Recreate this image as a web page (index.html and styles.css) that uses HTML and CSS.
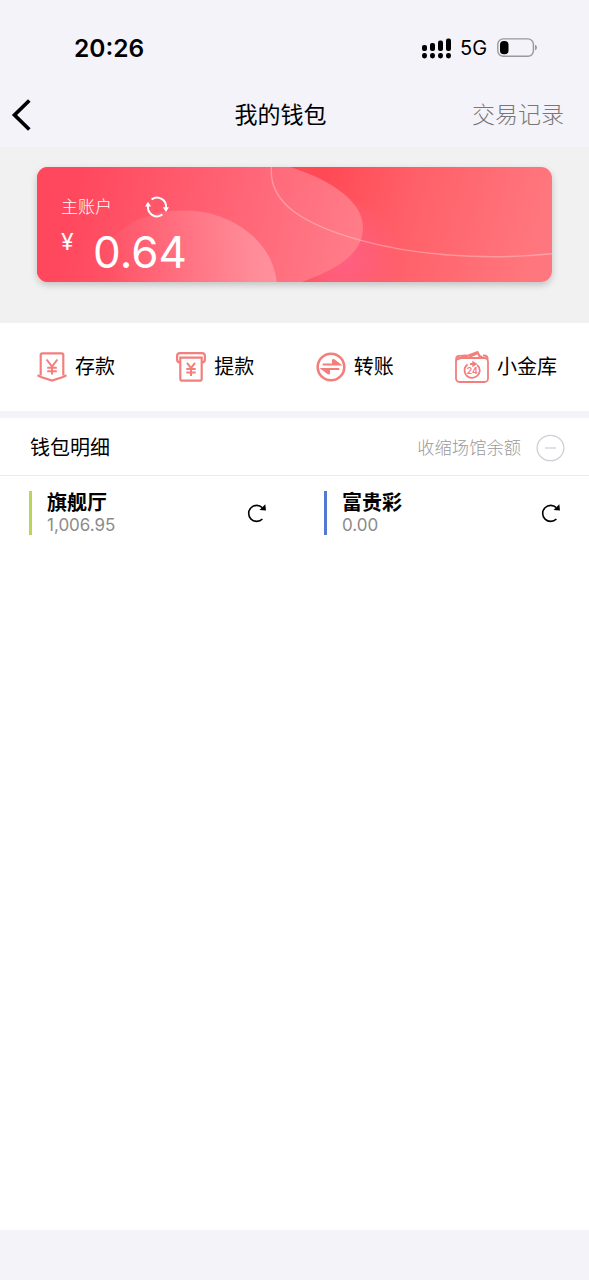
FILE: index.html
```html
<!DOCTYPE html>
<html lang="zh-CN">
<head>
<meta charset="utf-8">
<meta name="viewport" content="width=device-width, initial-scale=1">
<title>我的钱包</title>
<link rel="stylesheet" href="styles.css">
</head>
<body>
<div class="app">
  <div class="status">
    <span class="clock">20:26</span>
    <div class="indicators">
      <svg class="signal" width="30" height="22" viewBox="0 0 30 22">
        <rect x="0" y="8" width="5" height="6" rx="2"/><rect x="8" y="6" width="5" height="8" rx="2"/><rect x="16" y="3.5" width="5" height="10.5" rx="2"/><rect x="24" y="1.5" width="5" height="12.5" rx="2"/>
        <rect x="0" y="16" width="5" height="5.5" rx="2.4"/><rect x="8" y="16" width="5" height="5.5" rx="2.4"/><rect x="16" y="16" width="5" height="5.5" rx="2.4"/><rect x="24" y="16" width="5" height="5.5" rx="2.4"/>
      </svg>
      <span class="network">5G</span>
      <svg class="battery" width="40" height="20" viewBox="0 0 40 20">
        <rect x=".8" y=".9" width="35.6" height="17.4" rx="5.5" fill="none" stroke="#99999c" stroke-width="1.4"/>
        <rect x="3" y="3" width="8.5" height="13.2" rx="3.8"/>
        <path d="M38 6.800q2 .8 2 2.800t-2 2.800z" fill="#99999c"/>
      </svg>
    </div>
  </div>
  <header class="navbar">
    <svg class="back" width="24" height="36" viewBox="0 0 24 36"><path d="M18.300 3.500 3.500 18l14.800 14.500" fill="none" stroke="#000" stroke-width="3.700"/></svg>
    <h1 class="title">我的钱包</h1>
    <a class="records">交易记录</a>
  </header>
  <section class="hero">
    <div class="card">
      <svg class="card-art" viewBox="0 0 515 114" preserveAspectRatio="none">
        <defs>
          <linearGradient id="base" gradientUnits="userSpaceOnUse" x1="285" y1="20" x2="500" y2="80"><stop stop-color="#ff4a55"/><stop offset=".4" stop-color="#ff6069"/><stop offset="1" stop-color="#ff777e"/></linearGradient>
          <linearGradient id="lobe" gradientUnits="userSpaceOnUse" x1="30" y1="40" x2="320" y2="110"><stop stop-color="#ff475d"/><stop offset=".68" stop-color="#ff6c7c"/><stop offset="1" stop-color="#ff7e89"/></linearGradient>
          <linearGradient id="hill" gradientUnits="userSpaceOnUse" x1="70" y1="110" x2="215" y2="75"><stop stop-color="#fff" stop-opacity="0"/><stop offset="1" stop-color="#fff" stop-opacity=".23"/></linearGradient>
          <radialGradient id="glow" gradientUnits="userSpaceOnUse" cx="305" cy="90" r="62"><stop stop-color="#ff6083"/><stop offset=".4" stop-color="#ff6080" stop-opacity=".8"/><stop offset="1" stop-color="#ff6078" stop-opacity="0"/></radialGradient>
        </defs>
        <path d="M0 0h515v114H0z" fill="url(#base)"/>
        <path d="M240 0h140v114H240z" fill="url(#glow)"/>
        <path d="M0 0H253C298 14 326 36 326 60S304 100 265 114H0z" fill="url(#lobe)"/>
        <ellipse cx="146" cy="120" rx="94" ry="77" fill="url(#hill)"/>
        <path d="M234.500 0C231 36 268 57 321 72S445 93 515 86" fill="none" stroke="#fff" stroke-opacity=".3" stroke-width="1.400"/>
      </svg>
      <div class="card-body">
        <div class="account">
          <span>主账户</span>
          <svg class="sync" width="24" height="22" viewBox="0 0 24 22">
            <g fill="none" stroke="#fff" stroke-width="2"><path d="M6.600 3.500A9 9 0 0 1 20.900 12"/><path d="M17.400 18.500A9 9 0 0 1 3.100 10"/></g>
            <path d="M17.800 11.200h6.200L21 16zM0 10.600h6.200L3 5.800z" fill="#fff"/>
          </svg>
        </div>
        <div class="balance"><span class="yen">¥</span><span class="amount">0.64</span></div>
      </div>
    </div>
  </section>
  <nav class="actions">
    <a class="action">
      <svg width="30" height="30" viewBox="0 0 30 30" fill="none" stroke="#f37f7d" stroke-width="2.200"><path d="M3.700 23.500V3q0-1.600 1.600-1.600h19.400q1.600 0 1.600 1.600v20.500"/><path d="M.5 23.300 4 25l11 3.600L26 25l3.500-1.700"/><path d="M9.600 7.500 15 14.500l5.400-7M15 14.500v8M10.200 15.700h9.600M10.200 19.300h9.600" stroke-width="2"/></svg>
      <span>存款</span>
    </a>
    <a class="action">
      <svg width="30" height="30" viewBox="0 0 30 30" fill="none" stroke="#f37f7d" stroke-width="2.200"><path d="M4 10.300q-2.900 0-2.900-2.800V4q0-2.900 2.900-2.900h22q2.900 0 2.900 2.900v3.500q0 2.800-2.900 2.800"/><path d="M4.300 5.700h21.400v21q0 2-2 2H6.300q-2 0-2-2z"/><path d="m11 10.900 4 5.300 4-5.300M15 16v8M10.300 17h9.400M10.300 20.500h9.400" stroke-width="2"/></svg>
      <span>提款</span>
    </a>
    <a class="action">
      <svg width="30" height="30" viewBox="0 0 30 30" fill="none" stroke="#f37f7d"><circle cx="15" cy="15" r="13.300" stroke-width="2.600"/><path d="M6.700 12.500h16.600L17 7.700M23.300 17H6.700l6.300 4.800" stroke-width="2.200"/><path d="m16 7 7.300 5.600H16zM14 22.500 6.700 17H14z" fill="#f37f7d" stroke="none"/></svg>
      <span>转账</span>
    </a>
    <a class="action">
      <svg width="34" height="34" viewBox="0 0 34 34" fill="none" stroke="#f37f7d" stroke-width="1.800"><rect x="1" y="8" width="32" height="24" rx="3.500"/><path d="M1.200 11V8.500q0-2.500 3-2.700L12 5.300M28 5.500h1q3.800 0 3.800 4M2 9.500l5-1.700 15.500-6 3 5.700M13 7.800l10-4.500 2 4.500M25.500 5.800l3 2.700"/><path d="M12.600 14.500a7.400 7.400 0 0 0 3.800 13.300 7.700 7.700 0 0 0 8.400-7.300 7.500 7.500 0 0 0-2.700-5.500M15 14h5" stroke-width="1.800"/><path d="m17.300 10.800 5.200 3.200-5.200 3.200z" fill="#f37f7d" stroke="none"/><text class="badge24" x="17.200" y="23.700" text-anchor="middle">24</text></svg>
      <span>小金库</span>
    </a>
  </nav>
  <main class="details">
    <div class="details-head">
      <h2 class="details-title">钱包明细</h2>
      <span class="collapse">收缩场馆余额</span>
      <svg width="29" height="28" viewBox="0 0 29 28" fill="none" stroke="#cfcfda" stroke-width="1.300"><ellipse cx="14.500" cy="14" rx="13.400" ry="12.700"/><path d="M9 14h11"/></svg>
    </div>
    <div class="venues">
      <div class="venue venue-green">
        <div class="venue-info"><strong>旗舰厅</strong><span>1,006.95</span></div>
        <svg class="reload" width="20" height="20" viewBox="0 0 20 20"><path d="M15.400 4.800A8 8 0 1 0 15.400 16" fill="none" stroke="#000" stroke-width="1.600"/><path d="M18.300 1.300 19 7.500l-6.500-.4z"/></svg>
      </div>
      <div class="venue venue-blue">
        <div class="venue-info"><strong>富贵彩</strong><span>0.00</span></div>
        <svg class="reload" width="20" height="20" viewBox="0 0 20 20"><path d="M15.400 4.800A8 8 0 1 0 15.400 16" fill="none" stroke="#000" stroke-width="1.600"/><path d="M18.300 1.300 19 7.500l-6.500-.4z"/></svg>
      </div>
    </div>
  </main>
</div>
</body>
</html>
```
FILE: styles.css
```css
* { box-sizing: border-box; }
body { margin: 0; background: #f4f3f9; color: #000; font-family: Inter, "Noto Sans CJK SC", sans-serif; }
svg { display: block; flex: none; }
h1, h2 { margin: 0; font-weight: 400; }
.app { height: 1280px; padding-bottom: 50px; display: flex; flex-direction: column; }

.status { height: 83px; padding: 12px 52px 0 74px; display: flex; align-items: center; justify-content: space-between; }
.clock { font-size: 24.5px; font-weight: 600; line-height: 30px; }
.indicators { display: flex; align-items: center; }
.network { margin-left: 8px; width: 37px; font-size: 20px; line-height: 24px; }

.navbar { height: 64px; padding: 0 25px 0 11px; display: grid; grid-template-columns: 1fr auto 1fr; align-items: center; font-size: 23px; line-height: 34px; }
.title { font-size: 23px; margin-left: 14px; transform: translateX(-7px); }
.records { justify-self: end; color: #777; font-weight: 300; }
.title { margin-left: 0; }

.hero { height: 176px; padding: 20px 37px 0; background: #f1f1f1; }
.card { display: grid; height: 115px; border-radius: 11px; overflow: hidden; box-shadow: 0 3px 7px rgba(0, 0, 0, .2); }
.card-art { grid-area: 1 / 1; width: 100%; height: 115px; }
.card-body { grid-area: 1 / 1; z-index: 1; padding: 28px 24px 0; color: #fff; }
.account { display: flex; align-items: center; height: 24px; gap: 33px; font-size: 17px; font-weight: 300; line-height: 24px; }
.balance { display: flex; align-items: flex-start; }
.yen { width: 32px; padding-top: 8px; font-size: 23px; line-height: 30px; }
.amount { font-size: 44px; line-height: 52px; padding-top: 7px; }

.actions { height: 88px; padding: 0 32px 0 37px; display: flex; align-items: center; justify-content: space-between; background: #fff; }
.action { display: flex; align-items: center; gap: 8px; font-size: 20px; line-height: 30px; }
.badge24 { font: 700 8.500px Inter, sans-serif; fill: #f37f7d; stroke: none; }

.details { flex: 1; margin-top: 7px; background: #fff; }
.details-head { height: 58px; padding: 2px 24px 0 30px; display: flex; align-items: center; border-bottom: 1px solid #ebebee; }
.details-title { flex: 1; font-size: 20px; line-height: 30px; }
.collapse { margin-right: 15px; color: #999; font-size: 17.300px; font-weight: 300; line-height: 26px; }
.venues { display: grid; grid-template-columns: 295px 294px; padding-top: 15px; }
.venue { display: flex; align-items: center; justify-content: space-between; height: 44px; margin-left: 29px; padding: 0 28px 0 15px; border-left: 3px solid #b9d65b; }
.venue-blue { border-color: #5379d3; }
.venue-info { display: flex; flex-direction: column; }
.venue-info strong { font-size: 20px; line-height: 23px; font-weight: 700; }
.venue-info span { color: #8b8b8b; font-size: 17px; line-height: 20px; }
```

-----

■ **Given instruction**:
Copy each line of the data above that holds "styles".

■ **The response**:
Recreate this image as a web page (index.html and styles.css) that uses HTML and CSS.
<link rel="stylesheet" href="styles.css">
FILE: styles.css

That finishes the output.